Facebook and YouTube are two great options if you’re just getting started. Something as simple as posting a few videos on YouTube and sharing them with the right set of eyes on social media can work wonders for your business. Join as many liked minded groups and preach the gospel wherever you are.
Also, use this opportunity to test your products with prospective clients. As a startup owner, you won’t always have the means to test your product through focus groups. Try to gauge your market and see if your product or service is filling a definite need in the market.
Small businesses that join business associations or purchasing pools can take advantage of the savings that come from bulk buying. Several businesses coming together to buy health insurance, dental insurance or other employee benefits is one example. Another option is working through suppliers for IT hardware and office supplies to see significant cost savings.

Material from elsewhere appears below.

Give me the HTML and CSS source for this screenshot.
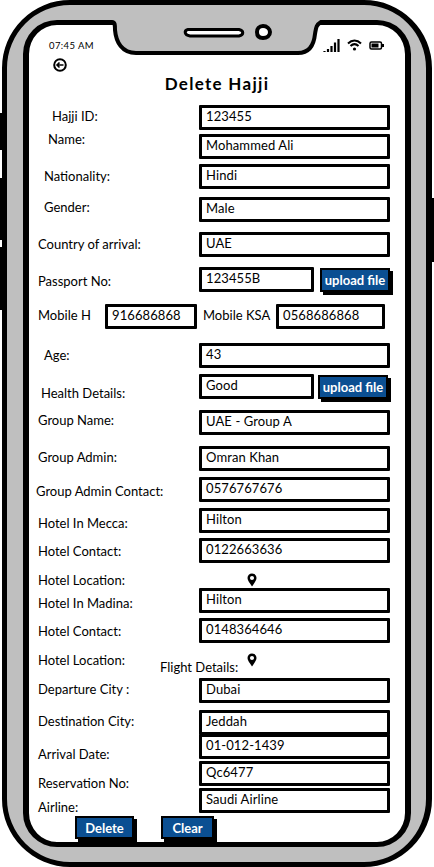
FILE: index.html
```html
<!DOCTYPE html>
<html>
<head>
<meta charset="utf-8" />
<title>Delete Hajji</title>
<link rel="stylesheet" href="styles.css">
</head>
<body>
	<div class="phone">
		<div class="sideBtn left1"></div>
		<div class="sideBtn left2"></div>
		<div class="sideBtn left3"></div>
		<div class="sideBtn right1"></div>
		<div class="screen">
			<svg class="notch" width="216" height="40" viewBox="0 0 216 40">
				<path d="M0 -3 H209 V0 C204 3 204 6 203 12 C202 22 198 31 186 31 H24 C10 31 4 20 3 8 C3 3 3 0 0 0 Z" fill="#bfbfbf"/>
				<path d="M-4 0 H0 C3 0 3 3 3 8 C4 20 10 31 24 31 H186 C198 31 202 22 203 12 C204 6 204 3 209 0 H214" fill="none" stroke="#000" stroke-width="4"/>
				<path d="M76 7.500 H127 C132 8.500 132 13 127 14 H78 C72 13 72 8.500 76 7.500 Z" fill="#fff" stroke="#000" stroke-width="3"/>
				<path d="M151 4 C155 4 158 7 158 10 C158 14 155 16 151 16 C147 16 145 14 145 10 C145 7 147 4 151 4 Z" fill="#fff" stroke="#000" stroke-width="4"/>
			</svg>

			<div class="statusBar">
				<span class="time">07:45 AM</span>
				<div class="statusIcons">
					<svg width="17" height="15" viewBox="0 0 17 15">
						<path d="M1.500 13V14M5 11V14M8.500 8V14M12 4.500V14M15.500 1V14" stroke="#000" stroke-width="2.200" fill="none"/>
					</svg>
					<svg width="15" height="12" viewBox="0 0 15 12">
						<path d="M1 4.500C5 .5 10 .5 14 4.500M3.500 7C6 4.500 9 4.500 11.500 7" stroke="#000" stroke-width="2" fill="none"/>
						<circle cx="7.500" cy="10" r="1.600"/>
					</svg>
					<svg width="15" height="9" viewBox="0 0 15 9">
						<rect x="1" y="1" width="11.500" height="7" rx="1.500" fill="#fff" stroke="#000" stroke-width="1.500"/>
						<rect x="2.500" y="2.500" width="7" height="4" />
						<rect x="13" y="3" width="2" height="3" />
					</svg>
				</div>
			</div>

			<svg class="backIcon" width="14" height="14" viewBox="0 0 14 14">
				<circle cx="7" cy="7" r="5.800" fill="none" stroke="#000" stroke-width="2"/>
				<path d="M10.500 7H4M6.500 4.500L4 7L6.500 9.500" fill="none" stroke="#000" stroke-width="1.600"/>
			</svg>

			<h1 class="title">Delete Hajji</h1>

			<div class="row"><label class="pl23 up2">Hajji ID:</label><div class="field">123455</div></div>
			<div class="row mt4"><label class="pl19 up14">Name:</label><div class="field">Mohammed Ali</div></div>
			<div class="row mt5"><label class="pl15">Nationality:</label><div class="field">Hindi</div></div>
			<div class="row mt8"><label class="pl15 up4">Gender:</label><div class="field">Male</div></div>
			<div class="row mt10"><label class="pl9">Country of arrival:</label><div class="field">UAE</div></div>
			<div class="row mt10">
				<label class="pl9 down4">Passport No:</label>
				<div class="field short">123455B</div>
				<div class="btn upload">upload file</div>
			</div>
			<div class="row mt12">
				<label class="pl9 mobile up2">Mobile H</label>
				<div class="field mobileH">916686868</div>
				<label class="ksa up2">Mobile KSA</label>
				<div class="field mobileK">0568686868</div>
			</div>
			<div class="row mt14"><label class="pl15">Age:</label><div class="field">43</div></div>
			<div class="row mt6">
				<label class="pl12 down14">Health Details:</label>
				<div class="field short">Good</div>
				<div class="btn upload near">upload file</div>
			</div>
			<div class="row mt11"><label class="pl9 up4">Group Name:</label><div class="field">UAE - Group A</div></div>
			<div class="row mt11"><label class="pl9 up2">Group Admin:</label><div class="field">Omran Khan</div></div>
			<div class="row mt6"><label class="pl7 down4">Group Admin Contact:</label><div class="field">0576767676</div></div>
			<div class="row mt6"><label class="pl9 down6">Hotel In Mecca:</label><div class="field">Hilton</div></div>
			<div class="row mt5"><label class="pl9 down2">Hotel Contact:</label><div class="field">0122663636</div></div>
			<div class="row">
				<label class="pl9 down10">Hotel Location:</label>
				<svg class="pin" width="10" height="14" viewBox="0 0 10 14"><path d="M5 13.500C2.500 9.500 .5 7.500 .5 5C.5 2.300 2.500 .5 5 .5C7.500 .5 9.500 2.300 9.500 5C9.500 7.500 7.500 9.500 5 13.500ZM5 3C3.800 3 3 3.900 3 5C3 6.100 3.800 7 5 7C6.200 7 7 6.100 7 5C7 3.900 6.200 3 5 3Z" fill-rule="evenodd"/></svg>
			</div>
			<div class="row"><label class="pl9 down6">Hotel In Madina:</label><div class="field">Hilton</div></div>
			<div class="row mt5"><label class="pl9 down2">Hotel Contact:</label><div class="field">0148364646</div></div>
			<div class="row">
				<label class="pl9 down10">Hotel Location:</label>
				<span class="flightHead">Flight Details:</span>
				<svg class="pin late" width="10" height="14" viewBox="0 0 10 14"><path d="M5 13.500C2.500 9.500 .5 7.500 .5 5C.5 2.300 2.500 .5 5 .5C7.500 .5 9.500 2.300 9.500 5C9.500 7.500 7.500 9.500 5 13.500ZM5 3C3.800 3 3 3.900 3 5C3 6.100 3.800 7 5 7C6.200 7 7 6.100 7 5C7 3.900 6.200 3 5 3Z" fill-rule="evenodd"/></svg>
			</div>
			<div class="row mt10"><label class="pl9 up2">Departure City :</label><div class="field">Dubai</div></div>
			<div class="row mt7"><label class="pl9 up2">Destination City:</label><div class="field">Jeddah</div></div>
			<div class="row back1"><label class="pl9 down16">Arrival Date:</label><div class="field">01-012-1439</div></div>
			<div class="row mt2"><label class="pl9 down20">Reservation No:</label><div class="field">Qc6477</div></div>
			<div class="row mt2"><label class="pl9 down14">Airline:</label><div class="field">Saudi Airline</div></div>

			<div class="actions">
				<div class="btn del">Delete</div>
				<div class="btn clr">Clear</div>
			</div>
		</div>
	</div>
</body>
</html>
```

FILE: styles.css
```css
*{ padding:0; margin:0; box-sizing:border-box;}

body{ width:434px; height:867px; overflow:hidden; background:#FFF; font-family:"Lato","Open Sans",sans-serif; font-size:13px; color:#000;}

/* phone frame */
.phone{ position:relative; width:430px; height:867px; margin-left:2px; padding:15px 15px 15px 16px; background:#BFBFBF; border:solid #000; border-width:5px 6px 5px 5px; border-radius:68px;}
.sideBtn{ position:absolute; width:4px; background:#000;}
.left1{ left:-7px; top:108px; height:37px;}
.left2{ left:-7px; top:173px; height:62px;}
.left3{ left:-7px; top:242px; height:63px;}
.right1{ right:-8px; top:193px; height:64px;}
.screen{ position:relative; height:827px; padding-top:13px; background:#FFF; border:solid #000; border-width:5px 6px; border-radius:34px;}
.notch{ position:absolute; left:83px; top:-3px; overflow:visible;}

/* status bar */
.statusBar{ display:flex; justify-content:space-between; align-items:center; height:14px; padding:0 21px 0 20px;}
.time{ font-size:9.5px; letter-spacing:.4px;}
.statusIcons{ display:flex; align-items:center; gap:7px;}

.backIcon{ display:block; margin:6px 0 0 24px;}
.title{ margin-top:2px; height:20px; font-size:17px; line-height:20px; letter-spacing:1.300px; text-align:center;}

/* form rows */
.row{ display:flex; align-items:center; height:25px;}
.title + .row{ margin-top:11px;}
label{ width:170px; flex-shrink:0; padding-bottom:2px;}
.field{ width:191px; height:25px; padding-left:4px; line-height:17px; letter-spacing:.1px; background:#FFF; border:3px solid #000; border-radius:1px;}
.field.short{ width:115px;}

.btn{ flex-shrink:0; height:24px; line-height:20px; color:#FFF; font-weight:bold; text-align:center; background:#0B4F92; border:2px solid #000; box-shadow:3px 3px 0 #000;}
.upload{ width:70px; margin-left:6px;}
.near{ margin-left:4px;}
.mobile{ width:76px;}
.mobileH{ width:92px;}
.ksa{ width:73px; margin-left:6px;}
.mobileK{ width:109px;}

.pin{ margin-left:48px; margin-top:9px;}
.pin.late{ margin-left:87px;}
.flightHead{ width:0; margin-left:-39px; margin-top:23px; white-space:nowrap;}

.actions{ display:flex; padding-left:46px; gap:27px; margin-top:3px;}
.del{ width:59px; height:23px;}
.clr{ width:53px; height:23px;}

/* gaps between rows */
.back1{ margin-top:-1px;}
.mt2{ margin-top:2px;}
.mt4{ margin-top:4px;}
.mt5{ margin-top:5px;}
.mt6{ margin-top:6px;}
.mt7{ margin-top:7px;}
.mt8{ margin-top:8px;}
.mt10{ margin-top:10px;}
.mt11{ margin-top:11px;}
.mt12{ margin-top:12px;}
.mt14{ margin-top:14px;}

/* label start */
.pl7{ padding-left:7px;}
.pl9{ padding-left:9px;}
.pl12{ padding-left:12px;}
.pl15{ padding-left:15px;}
.pl19{ padding-left:19px;}
.pl23{ padding-left:23px;}

/* labels do not line up with their boxes in the mockup */
.up2{ margin-bottom:2px;}
.up4{ margin-bottom:4px;}
.up14{ margin-bottom:14px;}
.down2{ margin-top:2px;}
.down4{ margin-top:4px;}
.down6{ margin-top:6px;}
.down10{ margin-top:10px;}
.down14{ margin-top:14px;}
.down16{ margin-top:16px;}
.down20{ margin-top:20px;}
```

This requires planning before you start buying in bulk, and it usually requires a commitment on your part before suppliers give you significant discounts.
Hire exactly who you need when you need them, based on their ability to deliver instead of their hourly rate. Use contractors and freelancers for everything except your core competencies. Look for the lowest prices on everything from software to real estate without sacrificing your ability to deliver to your customers. Track your expenses, but ask for advice to save on them instead of spending valuable time and money trying to micromanage costs with a low ROI for the effort. Invest in marketing early so you can maximize sales once your product hits the market. And finally, join with other businesses to take advantage of group discounts.